Remember that argument about centralization vs. fragmentation? Scott has proved that centralization unleashes value at the conference level, and in future negotiations other conferences will take note. It is only a matter of time, Scott believes, before it happens throughout college football. The old multiconference structure will eventually collapse, giving rise to a single consortium, made up of America’s biggest football schools, that can negotiate collectively for the richest possible broadcasting deal. If Larry Scott has his way, college football one day will be as lucrative as the professional version, rivaling the $6 billion a year in TV revenue the NFL will make in 2014. Reflecting on what he has already accomplished at the Pac-12, Scott says: “This deal is the benchmark. Until the next one.”

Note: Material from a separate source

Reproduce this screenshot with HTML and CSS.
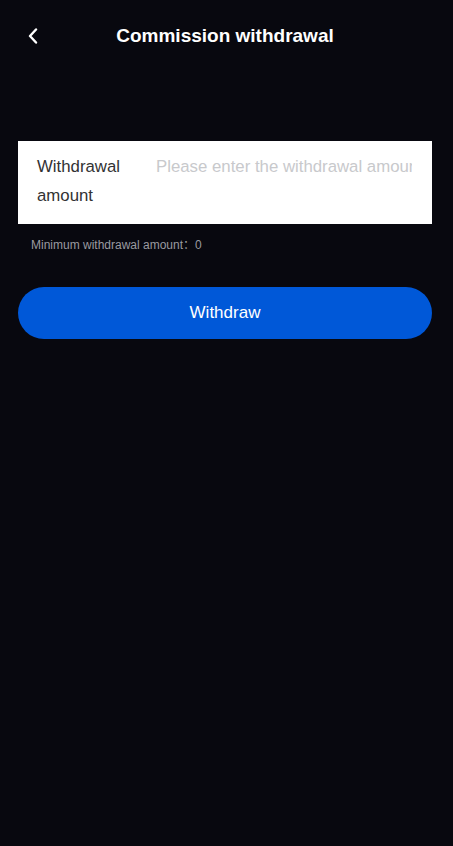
FILE: index.html
```html
<!DOCTYPE html>
<html>
<head>
<meta charset="utf-8">
<link rel="stylesheet" href="styles.css">
</head>
<body>
<div class="page">
  <header class="nav">
    <span class="back">
      <svg width="10" height="16" viewBox="0 0 10 16"><path d="M8 1.5 L2 8 L8 14.5" fill="none" stroke="#fff" stroke-width="2.4" stroke-linecap="round" stroke-linejoin="round"/></svg>
    </span>
    <h1 class="title">Commission withdrawal</h1>
  </header>
  <div class="field">
    <label class="label">Withdrawal amount</label>
    <input class="input" type="text" placeholder="Please enter the withdrawal amount">
  </div>
  <p class="hint">Minimum withdrawal amount：0</p>
  <button class="btn">Withdraw</button>
</div>
</body>
</html>
```
FILE: styles.css
```css
html, body {
  margin: 0;
  padding: 0;
  background: #08080f;
  font-family: "Liberation Sans", "Noto Sans CJK SC", Arial, sans-serif;
}
.page {
  width: 450px;
  min-height: 846px;
}
.nav {
  position: relative;
  height: 70px;
  display: flex;
  align-items: center;
  justify-content: center;
}
.back {
  position: absolute;
  left: 28px;
  top: 28px;
  width: 10px;
  height: 16px;
  display: flex;
}
.title {
  margin: 0;
  color: #fff;
  font-size: 19px;
  font-weight: bold;
  line-height: 1;
}
.field {
  margin: 71px 18px 0;
  background: #fff;
  display: flex;
  align-items: flex-start;
  padding: 12px 20px 13px 19px;
}
.label {
  width: 107px;
  margin-right: 12px;
  flex: none;
  color: #323233;
  font-size: 16.8px;
  line-height: 28.8px;
}
.input {
  flex: 1;
  min-width: 0;
  border: 0;
  outline: 0;
  padding: 0;
  margin: 0;
  font-family: inherit;
  font-size: 16.8px;
  line-height: 28.8px;
  height: 28.8px;
  color: #323233;
  background: transparent;
}
.input::placeholder {
  color: #c8c9cc;
}
.hint {
  margin: 13px 0 0 31px;
  font-size: 12px;
  line-height: 16px;
  color: #9a9aa0;
}
.btn {
  display: block;
  margin: 34px 18px 0;
  width: 414px;
  height: 52px;
  border: 0;
  border-radius: 26px;
  background: #0058d8;
  color: #fff;
  font-family: inherit;
  font-size: 17px;
  padding: 0;
}
```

To unlock the value, Scott needed both to expand and to centralize. So began the whirlwind flying around the country in a borrowed private jet, from Austin, Texas, to Norman, Okla., to Boulder, Colo., as Scott attempted to assemble a superconference with a TV footprint of 75 million homes. Scott says it was no secret the conference thought the University of Texas was a good fit for the Pac-10, academically and athletically. However, in Scott’s negotiations with UT president Bill Powers, it was clear Texas was not committed to the idea of sharing revenue equally with 15 other schools. UT wanted to maintain the new Longhorn Network, all of whose profits flow to Texas. “I had a vision of a league-based, centralized brand, and Texas wanted to do their own thing,” Scott says. “It was about control. In the short term, Texas is successful enough that it might work going at it alone. But in the long run, I don’t think so.” In June 2010, Texas informed Scott it would not join the Pac-10.